● **EXERCISE**
Reproduce the listing word for word, leaving every picture behind.

** start of PROVIDED DATA **

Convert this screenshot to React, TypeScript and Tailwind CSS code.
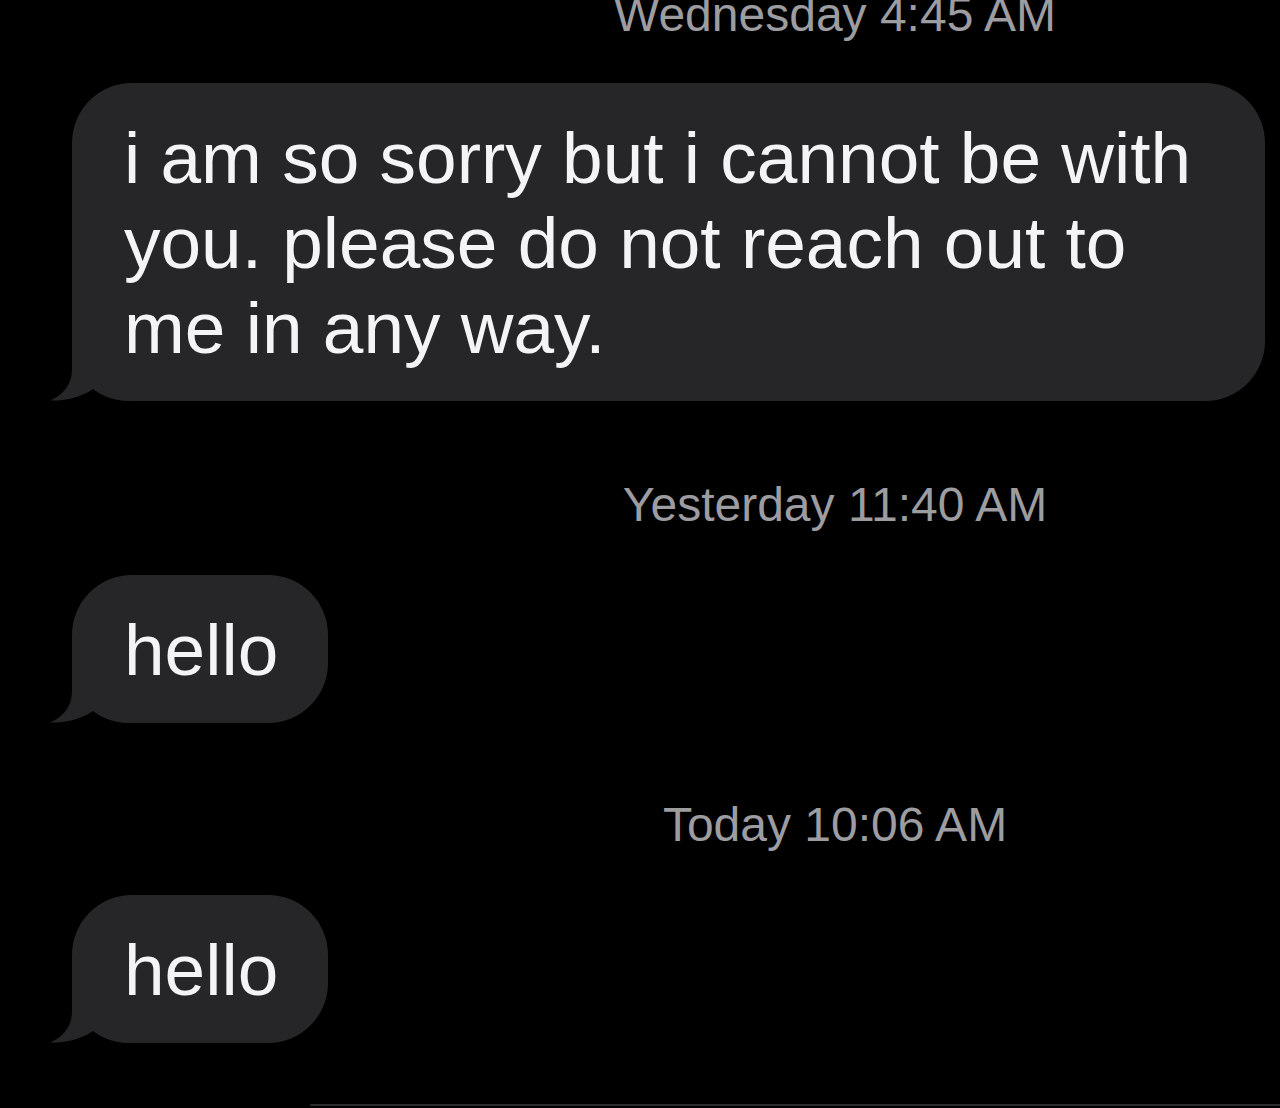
const BUBBLE = '#262628'

const Tail = () => (
  <svg
    className="absolute bottom-0 -left-[22px]"
    width="80"
    height="64"
    viewBox="0 0 80 64"
    fill={BUBBLE}
  >
    <path d="M22 0 L22 32 C22 48 13 58 0 63.5 C14 64 30 61 43 52 C53 60 66 64 80 64 L80 0 Z" />
  </svg>
)

type BubbleProps = {
  children: React.ReactNode
  wide?: boolean
}

const Bubble = ({ children, wide }: BubbleProps) => (
  <div className="pl-[72px]">
    <div
      className={`relative rounded-[60px] bg-[#262628] pl-[52px] pt-[32px] pb-[31px] text-[73px] leading-[85px] text-[#f4f4f6] ${
        wide ? 'w-[1193px] pr-[60px]' : 'w-fit pr-[50px]'
      }`}
    >
      <Tail />
      <p className="relative">{children}</p>
    </div>
  </div>
)

const Stamp = ({ day, time }: { day: string; time: string }) => (
  <div className="pl-[390px] text-center text-[48px] leading-[56px] text-[#9c9ca1]">
    {day} {time}
  </div>
)

export default function App() {
  return (
    <div
      className="flex h-[1108px] w-[1280px] flex-col overflow-hidden bg-black"
      style={{ fontFamily: '"Liberation Sans", Arial, sans-serif' }}
    >
      <div className="-mt-[13px]">
        <Stamp day="Wednesday" time="4:45 AM" />
      </div>

      <div className="mt-[40px]">
        <Bubble wide>
          i am so sorry but i cannot be with you. please do not reach out to me in any way.
        </Bubble>
      </div>

      <div className="mt-[76px]">
        <Stamp day="Yesterday" time="11:40 AM" />
      </div>

      <div className="mt-[42px]">
        <Bubble>hello</Bubble>
      </div>

      <div className="mt-[74px]">
        <Stamp day="Today" time="10:06 AM" />
      </div>

      <div className="mt-[42px]">
        <Bubble>hello</Bubble>
      </div>

      {/* top edge of the compose bar, barely in frame */}
      <div className="mt-[61px] ml-[310px] h-[2px] rounded-l-full bg-[#2c2c2e]" />
    </div>
  )
}
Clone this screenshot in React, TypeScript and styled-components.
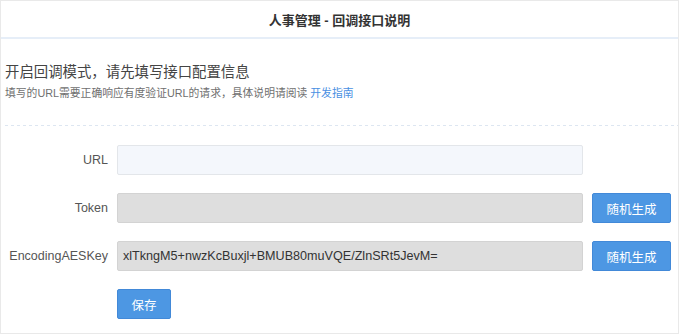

** end of PROVIDED DATA **

● **RESULT**
Convert this screenshot to React, TypeScript and Tailwind CSS code.
const BUBBLE = '#262628'

const Tail = () => (
  <svg
    className="absolute bottom-0 -left-[22px]"
    width="80"
    height="64"
    viewBox="0 0 80 64"
    fill={BUBBLE}
  >
    <path d="M22 0 L22 32 C22 48 13 58 0 63.5 C14 64 30 61 43 52 C53 60 66 64 80 64 L80 0 Z" />
  </svg>
)

type BubbleProps = {
  children: React.ReactNode
  wide?: boolean
}

const Bubble = ({ children, wide }: BubbleProps) => (
  <div className="pl-[72px]">
    <div
      className={`relative rounded-[60px] bg-[#262628] pl-[52px] pt-[32px] pb-[31px] text-[73px] leading-[85px] text-[#f4f4f6] ${
        wide ? 'w-[1193px] pr-[60px]' : 'w-fit pr-[50px]'
      }`}
    >
      <Tail />
      <p className="relative">{children}</p>
    </div>
  </div>
)

const Stamp = ({ day, time }: { day: string; time: string }) => (
  <div className="pl-[390px] text-center text-[48px] leading-[56px] text-[#9c9ca1]">
    {day} {time}
  </div>
)

export default function App() {
  return (
    <div
      className="flex h-[1108px] w-[1280px] flex-col overflow-hidden bg-black"
      style={{ fontFamily: '"Liberation Sans", Arial, sans-serif' }}
    >
      <div className="-mt-[13px]">
        <Stamp day="Wednesday" time="4:45 AM" />
      </div>

      <div className="mt-[40px]">
        <Bubble wide>
          i am so sorry but i cannot be with you. please do not reach out to me in any way.
        </Bubble>
      </div>

      <div className="mt-[76px]">
        <Stamp day="Yesterday" time="11:40 AM" />
      </div>

      <div className="mt-[42px]">
        <Bubble>hello</Bubble>
      </div>

      <div className="mt-[74px]">
        <Stamp day="Today" time="10:06 AM" />
      </div>

      <div className="mt-[42px]">
        <Bubble>hello</Bubble>
      </div>

      {/* top edge of the compose bar, barely in frame */}
      <div className="mt-[61px] ml-[310px] h-[2px] rounded-l-full bg-[#2c2c2e]" />
    </div>
  )
}
Clone this screenshot in React, TypeScript and styled-components.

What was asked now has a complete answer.